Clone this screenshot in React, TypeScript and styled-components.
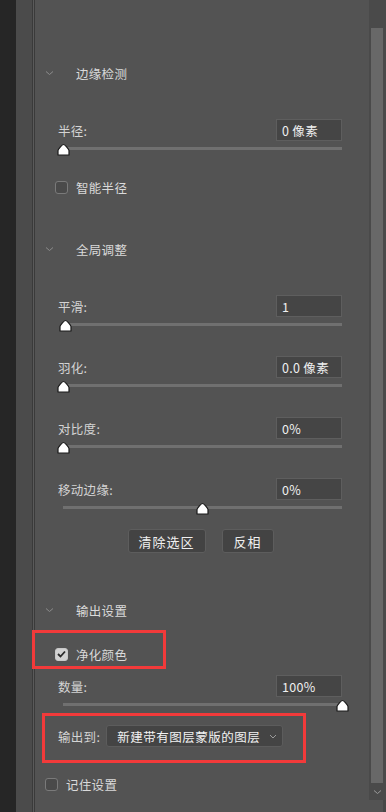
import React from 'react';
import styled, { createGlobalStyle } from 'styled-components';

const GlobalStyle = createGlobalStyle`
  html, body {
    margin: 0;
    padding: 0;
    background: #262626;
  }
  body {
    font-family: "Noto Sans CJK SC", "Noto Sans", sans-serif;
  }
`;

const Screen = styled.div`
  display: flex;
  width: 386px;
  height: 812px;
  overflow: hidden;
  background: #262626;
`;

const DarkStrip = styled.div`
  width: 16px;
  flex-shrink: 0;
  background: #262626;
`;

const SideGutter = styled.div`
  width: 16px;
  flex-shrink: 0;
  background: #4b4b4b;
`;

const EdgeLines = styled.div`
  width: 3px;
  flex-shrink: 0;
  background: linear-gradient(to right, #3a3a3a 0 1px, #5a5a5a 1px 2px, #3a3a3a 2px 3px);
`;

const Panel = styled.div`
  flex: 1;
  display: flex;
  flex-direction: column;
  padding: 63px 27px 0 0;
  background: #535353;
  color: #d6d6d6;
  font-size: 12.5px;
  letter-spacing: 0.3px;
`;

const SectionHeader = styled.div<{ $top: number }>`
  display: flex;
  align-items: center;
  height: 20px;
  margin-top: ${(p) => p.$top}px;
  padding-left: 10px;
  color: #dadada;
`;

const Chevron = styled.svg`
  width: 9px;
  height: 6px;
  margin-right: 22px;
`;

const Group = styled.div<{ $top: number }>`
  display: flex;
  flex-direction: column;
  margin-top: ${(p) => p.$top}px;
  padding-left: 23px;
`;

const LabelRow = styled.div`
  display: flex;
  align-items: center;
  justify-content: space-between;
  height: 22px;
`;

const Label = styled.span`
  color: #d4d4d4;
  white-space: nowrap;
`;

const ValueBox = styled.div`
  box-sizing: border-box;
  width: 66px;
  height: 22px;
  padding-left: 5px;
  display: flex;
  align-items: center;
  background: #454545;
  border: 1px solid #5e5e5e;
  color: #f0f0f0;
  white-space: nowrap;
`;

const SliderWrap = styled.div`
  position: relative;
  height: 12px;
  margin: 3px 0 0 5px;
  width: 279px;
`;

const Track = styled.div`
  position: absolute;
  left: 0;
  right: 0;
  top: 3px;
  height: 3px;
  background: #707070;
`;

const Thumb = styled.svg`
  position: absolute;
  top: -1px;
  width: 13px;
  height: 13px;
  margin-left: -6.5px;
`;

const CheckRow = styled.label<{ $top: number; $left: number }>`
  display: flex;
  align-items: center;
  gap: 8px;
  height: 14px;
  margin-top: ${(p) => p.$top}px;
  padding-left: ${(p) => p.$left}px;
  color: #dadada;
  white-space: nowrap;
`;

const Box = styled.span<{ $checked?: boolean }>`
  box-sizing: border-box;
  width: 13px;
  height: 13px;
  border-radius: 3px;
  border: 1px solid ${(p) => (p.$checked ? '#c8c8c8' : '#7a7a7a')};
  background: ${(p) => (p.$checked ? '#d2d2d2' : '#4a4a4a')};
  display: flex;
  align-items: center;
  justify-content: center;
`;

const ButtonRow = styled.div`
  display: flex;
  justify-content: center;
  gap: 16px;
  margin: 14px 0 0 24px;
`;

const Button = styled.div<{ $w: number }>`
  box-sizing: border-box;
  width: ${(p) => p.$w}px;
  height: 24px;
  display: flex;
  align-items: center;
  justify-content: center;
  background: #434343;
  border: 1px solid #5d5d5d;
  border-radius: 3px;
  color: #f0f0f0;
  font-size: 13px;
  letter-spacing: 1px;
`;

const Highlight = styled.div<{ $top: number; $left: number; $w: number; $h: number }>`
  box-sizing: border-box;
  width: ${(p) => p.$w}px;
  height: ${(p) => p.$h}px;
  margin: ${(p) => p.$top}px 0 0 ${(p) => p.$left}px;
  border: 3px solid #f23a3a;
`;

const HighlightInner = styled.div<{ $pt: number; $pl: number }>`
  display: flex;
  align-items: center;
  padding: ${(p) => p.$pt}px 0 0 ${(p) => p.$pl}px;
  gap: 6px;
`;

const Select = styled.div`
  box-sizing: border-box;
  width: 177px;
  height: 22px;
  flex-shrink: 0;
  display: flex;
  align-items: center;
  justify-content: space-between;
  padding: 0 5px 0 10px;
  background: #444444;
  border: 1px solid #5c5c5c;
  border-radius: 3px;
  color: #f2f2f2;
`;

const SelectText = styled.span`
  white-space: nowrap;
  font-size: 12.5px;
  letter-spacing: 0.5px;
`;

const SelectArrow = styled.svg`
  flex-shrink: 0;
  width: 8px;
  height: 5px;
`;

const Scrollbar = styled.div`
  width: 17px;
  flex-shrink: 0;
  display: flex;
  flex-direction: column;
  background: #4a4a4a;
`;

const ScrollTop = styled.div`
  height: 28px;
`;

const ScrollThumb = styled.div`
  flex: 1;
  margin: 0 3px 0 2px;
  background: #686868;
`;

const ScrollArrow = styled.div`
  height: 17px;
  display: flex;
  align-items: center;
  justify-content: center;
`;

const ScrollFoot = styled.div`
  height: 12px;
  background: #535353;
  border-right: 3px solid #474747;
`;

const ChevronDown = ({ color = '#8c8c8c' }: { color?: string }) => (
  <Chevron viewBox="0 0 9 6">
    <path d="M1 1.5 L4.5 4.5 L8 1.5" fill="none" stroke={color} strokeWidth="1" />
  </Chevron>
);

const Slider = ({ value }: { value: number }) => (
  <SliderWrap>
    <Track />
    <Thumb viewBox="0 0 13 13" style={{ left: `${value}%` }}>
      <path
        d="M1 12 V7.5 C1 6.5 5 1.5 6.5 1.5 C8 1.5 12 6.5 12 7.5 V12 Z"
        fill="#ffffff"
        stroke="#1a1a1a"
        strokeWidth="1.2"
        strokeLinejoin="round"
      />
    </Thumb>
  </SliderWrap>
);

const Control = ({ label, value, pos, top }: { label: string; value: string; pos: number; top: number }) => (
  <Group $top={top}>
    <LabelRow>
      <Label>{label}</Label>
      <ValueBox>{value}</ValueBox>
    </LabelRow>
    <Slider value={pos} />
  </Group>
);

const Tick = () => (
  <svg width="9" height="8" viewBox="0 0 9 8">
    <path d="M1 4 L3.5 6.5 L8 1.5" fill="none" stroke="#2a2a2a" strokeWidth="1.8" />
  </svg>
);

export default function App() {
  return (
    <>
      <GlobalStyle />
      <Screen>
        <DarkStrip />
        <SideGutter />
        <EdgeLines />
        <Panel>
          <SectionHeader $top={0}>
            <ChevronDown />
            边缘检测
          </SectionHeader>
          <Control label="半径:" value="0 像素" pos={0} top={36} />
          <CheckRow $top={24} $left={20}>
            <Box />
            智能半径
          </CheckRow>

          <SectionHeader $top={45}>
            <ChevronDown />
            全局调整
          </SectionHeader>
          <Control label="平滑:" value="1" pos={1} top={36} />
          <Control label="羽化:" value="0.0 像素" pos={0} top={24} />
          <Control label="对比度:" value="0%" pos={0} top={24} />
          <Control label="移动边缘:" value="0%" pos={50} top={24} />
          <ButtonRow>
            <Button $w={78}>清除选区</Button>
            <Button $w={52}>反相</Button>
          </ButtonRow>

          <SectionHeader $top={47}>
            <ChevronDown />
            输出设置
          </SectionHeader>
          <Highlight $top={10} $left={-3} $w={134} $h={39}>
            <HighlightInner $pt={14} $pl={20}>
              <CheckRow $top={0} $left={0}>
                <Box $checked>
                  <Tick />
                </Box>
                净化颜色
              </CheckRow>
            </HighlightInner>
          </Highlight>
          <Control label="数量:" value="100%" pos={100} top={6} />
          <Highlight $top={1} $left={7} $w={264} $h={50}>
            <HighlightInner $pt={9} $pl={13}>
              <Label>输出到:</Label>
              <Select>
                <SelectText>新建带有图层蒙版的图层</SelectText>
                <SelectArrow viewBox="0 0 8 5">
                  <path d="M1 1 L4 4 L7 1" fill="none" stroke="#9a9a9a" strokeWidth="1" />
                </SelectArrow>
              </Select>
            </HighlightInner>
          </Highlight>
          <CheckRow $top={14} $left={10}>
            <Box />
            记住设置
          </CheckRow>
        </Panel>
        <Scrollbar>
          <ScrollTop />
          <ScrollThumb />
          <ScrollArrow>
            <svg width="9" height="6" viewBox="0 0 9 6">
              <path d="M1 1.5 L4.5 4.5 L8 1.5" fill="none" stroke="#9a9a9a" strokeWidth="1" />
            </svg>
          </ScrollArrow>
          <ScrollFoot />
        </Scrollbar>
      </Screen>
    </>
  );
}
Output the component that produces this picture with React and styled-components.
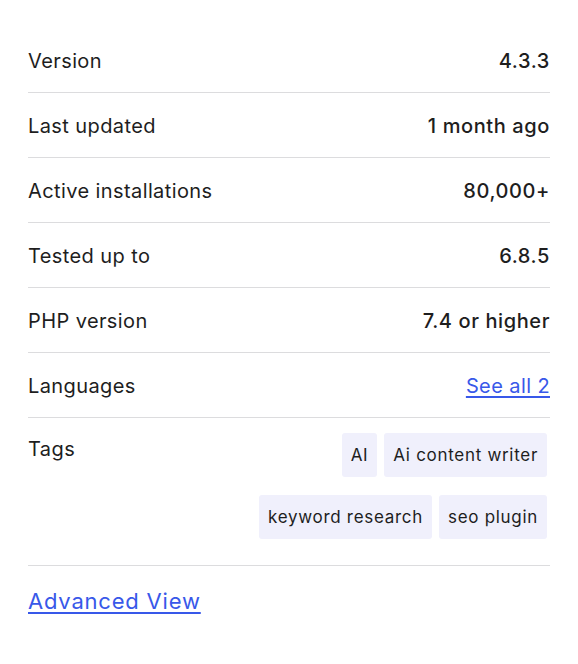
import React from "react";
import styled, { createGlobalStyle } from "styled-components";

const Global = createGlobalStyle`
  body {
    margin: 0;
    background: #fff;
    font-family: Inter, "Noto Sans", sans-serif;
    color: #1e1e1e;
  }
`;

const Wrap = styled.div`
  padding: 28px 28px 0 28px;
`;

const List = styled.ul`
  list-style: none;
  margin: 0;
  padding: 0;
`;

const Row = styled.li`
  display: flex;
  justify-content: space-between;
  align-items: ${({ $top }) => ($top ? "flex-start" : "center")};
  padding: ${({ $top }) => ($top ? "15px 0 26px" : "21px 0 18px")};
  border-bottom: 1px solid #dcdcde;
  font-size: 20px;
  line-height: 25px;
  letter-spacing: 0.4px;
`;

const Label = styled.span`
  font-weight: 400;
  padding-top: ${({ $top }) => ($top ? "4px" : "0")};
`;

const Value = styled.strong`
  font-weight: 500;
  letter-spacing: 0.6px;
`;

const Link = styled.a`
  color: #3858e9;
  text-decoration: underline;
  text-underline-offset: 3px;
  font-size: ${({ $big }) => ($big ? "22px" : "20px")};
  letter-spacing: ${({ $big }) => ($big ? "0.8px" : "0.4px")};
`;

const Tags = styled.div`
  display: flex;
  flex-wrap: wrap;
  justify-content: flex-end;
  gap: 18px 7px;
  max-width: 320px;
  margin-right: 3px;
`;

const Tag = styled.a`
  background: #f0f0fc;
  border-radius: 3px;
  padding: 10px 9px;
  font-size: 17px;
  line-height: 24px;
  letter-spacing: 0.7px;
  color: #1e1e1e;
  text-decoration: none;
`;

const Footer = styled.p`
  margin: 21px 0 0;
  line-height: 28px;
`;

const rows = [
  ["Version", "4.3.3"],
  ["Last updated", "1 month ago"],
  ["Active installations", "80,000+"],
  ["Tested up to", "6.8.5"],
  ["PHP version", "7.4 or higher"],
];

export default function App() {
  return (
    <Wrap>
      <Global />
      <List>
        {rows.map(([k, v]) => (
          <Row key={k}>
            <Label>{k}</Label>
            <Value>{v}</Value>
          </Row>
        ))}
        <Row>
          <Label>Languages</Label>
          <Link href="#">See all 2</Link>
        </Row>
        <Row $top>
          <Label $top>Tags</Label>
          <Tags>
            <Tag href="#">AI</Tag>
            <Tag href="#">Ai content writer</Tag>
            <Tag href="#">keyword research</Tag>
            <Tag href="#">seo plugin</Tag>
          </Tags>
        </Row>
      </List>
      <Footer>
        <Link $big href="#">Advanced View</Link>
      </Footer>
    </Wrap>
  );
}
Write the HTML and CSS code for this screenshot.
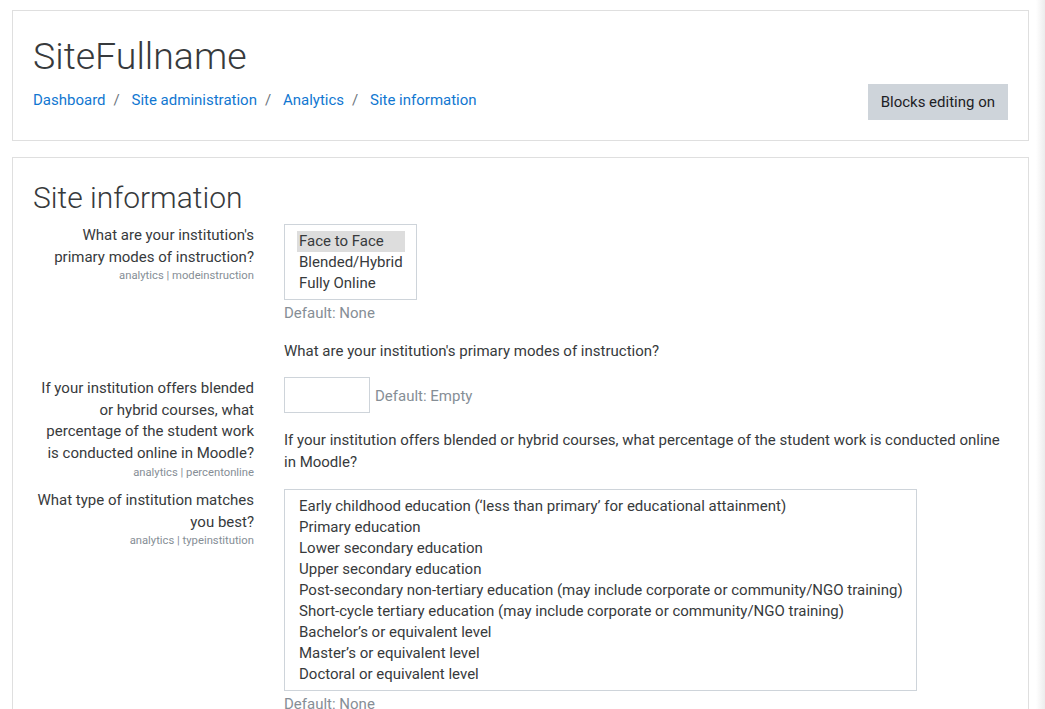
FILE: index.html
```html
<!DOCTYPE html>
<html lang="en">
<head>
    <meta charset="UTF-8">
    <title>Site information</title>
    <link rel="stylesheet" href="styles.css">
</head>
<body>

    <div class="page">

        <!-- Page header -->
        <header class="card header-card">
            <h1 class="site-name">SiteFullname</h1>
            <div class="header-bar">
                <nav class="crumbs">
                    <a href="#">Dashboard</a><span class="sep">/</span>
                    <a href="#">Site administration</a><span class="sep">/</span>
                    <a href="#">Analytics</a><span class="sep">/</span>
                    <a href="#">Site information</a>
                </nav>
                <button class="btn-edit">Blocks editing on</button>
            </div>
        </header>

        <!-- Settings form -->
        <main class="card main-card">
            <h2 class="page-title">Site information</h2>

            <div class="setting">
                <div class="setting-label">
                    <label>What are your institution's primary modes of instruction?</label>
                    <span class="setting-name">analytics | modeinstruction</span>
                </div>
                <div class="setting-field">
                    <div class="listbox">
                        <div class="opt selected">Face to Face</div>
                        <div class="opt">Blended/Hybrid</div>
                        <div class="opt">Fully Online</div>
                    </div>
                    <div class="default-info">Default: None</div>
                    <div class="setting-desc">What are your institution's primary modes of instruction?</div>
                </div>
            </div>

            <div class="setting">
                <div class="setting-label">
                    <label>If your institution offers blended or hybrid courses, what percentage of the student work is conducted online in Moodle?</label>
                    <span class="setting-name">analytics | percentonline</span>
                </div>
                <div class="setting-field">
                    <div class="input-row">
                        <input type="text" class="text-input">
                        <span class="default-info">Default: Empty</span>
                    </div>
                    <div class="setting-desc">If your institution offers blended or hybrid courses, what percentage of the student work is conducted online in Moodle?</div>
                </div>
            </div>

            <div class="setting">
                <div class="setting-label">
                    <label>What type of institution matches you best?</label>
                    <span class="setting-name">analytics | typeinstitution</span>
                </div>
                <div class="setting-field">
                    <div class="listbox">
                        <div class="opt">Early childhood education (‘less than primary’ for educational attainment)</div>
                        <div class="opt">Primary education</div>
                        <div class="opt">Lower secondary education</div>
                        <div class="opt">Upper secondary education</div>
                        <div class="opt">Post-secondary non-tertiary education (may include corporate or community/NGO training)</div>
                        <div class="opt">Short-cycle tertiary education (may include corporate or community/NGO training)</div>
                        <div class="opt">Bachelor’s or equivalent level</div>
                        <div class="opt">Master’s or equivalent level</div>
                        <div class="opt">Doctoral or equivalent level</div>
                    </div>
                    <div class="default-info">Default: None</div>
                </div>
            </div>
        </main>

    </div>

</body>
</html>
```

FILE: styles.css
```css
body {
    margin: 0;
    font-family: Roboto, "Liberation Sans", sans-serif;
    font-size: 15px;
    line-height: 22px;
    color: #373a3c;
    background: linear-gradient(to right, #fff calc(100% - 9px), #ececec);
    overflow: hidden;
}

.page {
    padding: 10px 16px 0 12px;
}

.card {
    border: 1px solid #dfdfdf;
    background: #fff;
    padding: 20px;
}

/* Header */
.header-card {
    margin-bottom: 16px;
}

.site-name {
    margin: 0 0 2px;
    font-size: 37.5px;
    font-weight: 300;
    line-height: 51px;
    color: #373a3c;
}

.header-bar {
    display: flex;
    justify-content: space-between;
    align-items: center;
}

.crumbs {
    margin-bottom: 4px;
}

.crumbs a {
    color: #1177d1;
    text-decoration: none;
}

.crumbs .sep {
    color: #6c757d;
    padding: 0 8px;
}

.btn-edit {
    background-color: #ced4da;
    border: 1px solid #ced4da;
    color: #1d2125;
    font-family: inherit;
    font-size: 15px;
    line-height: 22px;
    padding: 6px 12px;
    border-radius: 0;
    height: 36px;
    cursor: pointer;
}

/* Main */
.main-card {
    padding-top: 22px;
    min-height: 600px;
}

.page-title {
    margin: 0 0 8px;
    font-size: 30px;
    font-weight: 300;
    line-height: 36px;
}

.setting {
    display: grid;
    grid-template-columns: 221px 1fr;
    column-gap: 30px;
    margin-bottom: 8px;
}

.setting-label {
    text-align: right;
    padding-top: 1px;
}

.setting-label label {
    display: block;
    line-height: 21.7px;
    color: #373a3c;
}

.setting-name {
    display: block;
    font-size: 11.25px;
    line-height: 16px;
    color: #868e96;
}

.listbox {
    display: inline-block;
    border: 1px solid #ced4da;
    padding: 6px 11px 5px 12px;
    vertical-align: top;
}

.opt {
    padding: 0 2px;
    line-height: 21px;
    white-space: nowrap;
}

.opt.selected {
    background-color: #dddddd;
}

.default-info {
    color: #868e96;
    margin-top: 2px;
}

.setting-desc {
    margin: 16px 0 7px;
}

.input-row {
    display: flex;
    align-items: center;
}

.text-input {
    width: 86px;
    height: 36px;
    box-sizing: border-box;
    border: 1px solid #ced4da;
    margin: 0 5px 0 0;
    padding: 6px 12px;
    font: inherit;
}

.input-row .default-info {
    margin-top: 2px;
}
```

^^^^^^^^

• What to do:
Select the lines from the entries that include the word "this".

• Result of the exercise:
Clone this screenshot in React, TypeScript and styled-components.
Output the component that produces this picture with React and styled-components.
Write the HTML and CSS code for this screenshot.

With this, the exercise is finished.